The classic Le Mans 24 Hours endurance race has long been a happy hunting ground for the Prancing Horse

Le Mans is the world’s most bewitching motor race. It’s only when the sun sets and darkness envelops La Sarthe that the enormity of the challenge strikes you: 24 hours is a hell of a long time to race a car.
Ferrari heads into this weekend’s event with the 488 GTE having established an impressive lead in a closely fought class.

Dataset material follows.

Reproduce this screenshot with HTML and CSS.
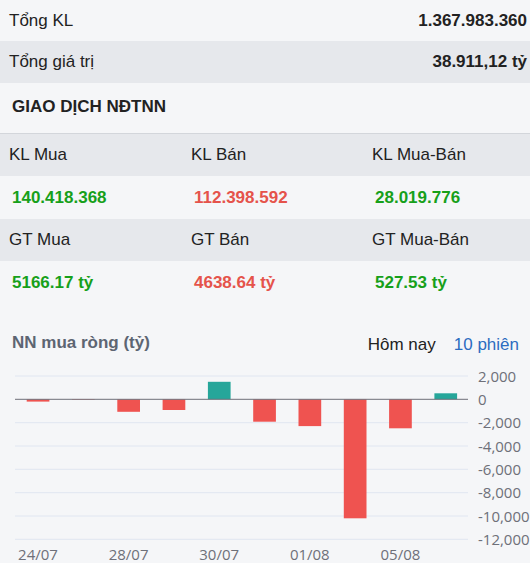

The new car heralds the return of the Ferrari turbo engine, last seen in the early 1990s with the F40. The front and rear extractor profile provides more downforce, while the gearbox is transversal and both the suspension and brakes have been updated.
Absence from the LMP1 category may preclude an overall win for Ferrari in 2016, but Le Mans remains the scene of some of the Prancing Horse’s most spectacular competition wins. Nine of them, in fact.

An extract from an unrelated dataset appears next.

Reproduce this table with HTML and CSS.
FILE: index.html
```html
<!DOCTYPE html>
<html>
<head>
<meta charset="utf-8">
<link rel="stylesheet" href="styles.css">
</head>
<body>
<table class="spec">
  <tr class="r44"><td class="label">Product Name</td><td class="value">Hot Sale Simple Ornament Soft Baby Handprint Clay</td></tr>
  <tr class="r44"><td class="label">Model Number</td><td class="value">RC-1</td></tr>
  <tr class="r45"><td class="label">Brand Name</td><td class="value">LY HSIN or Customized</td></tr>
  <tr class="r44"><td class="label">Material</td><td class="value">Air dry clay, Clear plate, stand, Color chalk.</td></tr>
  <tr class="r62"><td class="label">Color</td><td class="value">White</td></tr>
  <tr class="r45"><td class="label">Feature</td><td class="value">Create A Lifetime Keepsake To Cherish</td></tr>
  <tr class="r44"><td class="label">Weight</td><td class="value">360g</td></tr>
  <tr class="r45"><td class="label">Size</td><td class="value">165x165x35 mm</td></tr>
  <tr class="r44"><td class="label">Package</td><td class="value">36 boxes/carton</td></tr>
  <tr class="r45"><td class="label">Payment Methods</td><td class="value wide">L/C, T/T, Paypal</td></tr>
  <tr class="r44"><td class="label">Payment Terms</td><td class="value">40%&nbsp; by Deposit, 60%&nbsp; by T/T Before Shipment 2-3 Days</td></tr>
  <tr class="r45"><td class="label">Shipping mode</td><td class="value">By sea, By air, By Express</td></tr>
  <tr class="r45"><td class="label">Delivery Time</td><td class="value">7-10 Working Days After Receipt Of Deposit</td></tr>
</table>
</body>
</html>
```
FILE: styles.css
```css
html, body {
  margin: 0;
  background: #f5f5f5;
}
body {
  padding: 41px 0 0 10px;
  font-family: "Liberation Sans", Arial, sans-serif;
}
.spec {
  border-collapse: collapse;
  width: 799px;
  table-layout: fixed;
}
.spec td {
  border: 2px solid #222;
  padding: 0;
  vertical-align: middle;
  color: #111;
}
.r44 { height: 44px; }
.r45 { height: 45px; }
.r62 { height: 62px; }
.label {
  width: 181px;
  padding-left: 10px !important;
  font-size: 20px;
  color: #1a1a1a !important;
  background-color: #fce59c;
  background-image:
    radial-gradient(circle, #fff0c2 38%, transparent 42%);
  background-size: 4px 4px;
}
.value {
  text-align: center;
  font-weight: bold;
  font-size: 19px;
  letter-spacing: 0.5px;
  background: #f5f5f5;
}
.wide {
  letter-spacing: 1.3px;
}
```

Not the least of these came at the first attempt. Following a 10-year gap, the race returned in 1949, and one of Enzo Ferrari’s key allies, the indefatigable Luigi Chinetti, twice a former winner, persuaded the Old Man to enter. Two 166 MM Barchettas lined up on the grid on 25 June 1949 and, 24 hours later, Chinetti won the race, pretty much single-handedly, piloting the same chassis that had won the Mille Miglia a few months earlier.

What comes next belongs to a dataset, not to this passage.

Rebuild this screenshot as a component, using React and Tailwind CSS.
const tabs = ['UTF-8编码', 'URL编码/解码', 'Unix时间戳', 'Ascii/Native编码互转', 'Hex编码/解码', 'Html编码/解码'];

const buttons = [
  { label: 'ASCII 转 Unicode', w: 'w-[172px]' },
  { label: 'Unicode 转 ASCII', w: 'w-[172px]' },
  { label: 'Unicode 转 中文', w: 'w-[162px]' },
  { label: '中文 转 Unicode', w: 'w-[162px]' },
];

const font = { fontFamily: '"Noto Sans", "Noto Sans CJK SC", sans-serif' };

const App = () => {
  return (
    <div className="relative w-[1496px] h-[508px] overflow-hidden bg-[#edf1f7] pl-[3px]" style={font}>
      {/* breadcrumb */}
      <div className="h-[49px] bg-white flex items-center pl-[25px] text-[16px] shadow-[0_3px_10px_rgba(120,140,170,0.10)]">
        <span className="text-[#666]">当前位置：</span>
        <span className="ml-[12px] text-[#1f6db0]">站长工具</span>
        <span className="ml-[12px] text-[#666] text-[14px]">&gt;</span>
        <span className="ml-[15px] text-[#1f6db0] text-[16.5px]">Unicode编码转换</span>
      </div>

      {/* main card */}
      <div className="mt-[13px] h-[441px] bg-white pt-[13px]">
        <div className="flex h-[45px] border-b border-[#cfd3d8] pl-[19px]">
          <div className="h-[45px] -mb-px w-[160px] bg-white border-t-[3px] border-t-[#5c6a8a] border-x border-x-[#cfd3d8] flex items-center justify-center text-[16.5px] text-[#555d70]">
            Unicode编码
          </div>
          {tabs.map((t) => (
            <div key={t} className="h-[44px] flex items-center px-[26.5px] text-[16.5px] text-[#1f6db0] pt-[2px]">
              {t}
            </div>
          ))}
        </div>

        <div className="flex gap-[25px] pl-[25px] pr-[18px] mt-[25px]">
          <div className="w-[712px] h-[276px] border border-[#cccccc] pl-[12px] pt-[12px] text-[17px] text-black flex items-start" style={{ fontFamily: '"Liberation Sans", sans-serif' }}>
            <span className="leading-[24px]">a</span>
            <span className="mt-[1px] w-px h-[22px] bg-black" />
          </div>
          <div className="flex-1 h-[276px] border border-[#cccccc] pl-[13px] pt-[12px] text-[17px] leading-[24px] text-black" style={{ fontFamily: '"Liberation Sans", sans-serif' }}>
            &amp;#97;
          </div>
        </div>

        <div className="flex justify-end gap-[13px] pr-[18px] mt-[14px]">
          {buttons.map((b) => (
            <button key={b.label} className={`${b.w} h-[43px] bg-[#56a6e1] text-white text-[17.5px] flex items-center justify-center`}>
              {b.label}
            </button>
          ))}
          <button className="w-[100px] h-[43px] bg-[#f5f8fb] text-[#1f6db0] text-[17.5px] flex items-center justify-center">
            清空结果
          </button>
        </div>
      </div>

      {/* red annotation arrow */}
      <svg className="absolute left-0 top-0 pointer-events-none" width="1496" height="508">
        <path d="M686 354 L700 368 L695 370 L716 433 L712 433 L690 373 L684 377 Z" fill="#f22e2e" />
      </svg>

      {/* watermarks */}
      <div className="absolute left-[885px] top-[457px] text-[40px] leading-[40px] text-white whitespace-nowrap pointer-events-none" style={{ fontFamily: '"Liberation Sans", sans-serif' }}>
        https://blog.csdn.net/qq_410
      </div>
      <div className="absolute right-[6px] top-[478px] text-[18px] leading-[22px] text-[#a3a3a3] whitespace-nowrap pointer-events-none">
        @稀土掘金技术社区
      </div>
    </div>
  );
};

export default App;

The second win came five years later when Ferrari’s 375 Plus dominated proceedings. The 4.9-litre V12 had enormous firepower and, despite a nerve-shredding last pit-stop, José Froilán-González (along with co-driver Maurice Trintignant) took a gutsy win.
In 1958, Ferrari’s Le Mans imperial streak began, a period that coincided with the arrival of the 250 Testa Rossa, powered by the Gioachino Colombo-designed 3.0-litre V12.
Phil Hill, the quiet American who would later win the Formula One world title for Ferrari, got himself firmly on everyone’s radar by winning alongside Olivier Gendebien. The Belgian won again in 1960, with compatriot Paul Frère co-driving. The new 250 GT SWB also racked up the top four places in its class, a portent of things to come.
In 1961, the streamlined TR/61s took a one-two finish, Gendebien and Hill triumphant again, with Willy Mairesse and Mike Parkes finishing three laps behind.
Hill and Gendebien won again in 1962, despite more rule changes and the fact that the 330 TRI/LM was really a revised version of the previous year’s car, now powered by a 4.0-litre V12. Notably, this was the last front-engined Ferrari to win at Le Mans; the mid-engined configuration was poised to dominate from here on.
In 1963 the 250 P won, with Lorenzo Bandini and Ludovico Scarfiotti driving, a handful of 250 GTOs were firmly in the mix, and the 330 LMB was still extant. In 1964, Ford’s celebrated GT40 landed, but Ferrari prevailed: six of the top 10 finishers were Ferraris, Jean Guichet and Nino Vaccarella at the summit in their 275 P.
Ferrari’s last overall victory came in 1965. The 250 LM remains epochal, and it was the NART-entered car (that man Chinetti again) that triumphed, with Jochen Rindt and Masten Gregory at the wheel.
Added to those nine overall triumphs are 25 class wins for Ferrari, stretching back to 1957 and Lucien Bianchi and Georges Harris’ victory in the 2.0 litre category. Most recently, Giancarlo Fisichella and Toni Vilander, racing for Risi Competizione, have their eyes on an historic third Le Mans win, following victories in 2012 and 2014.  
Ford are back again this season, reigniting one of motorsports’ keenest rivalries. The American manufacturer’s GT model is an extreme car, one showing plenty of potential as we head further into the season. It all promises to be a hugely exciting 2016.  
Whatever happens this weekend, Ferrari and Le Mans have an inviolable connection. A connection that the 488 GTE reinforces.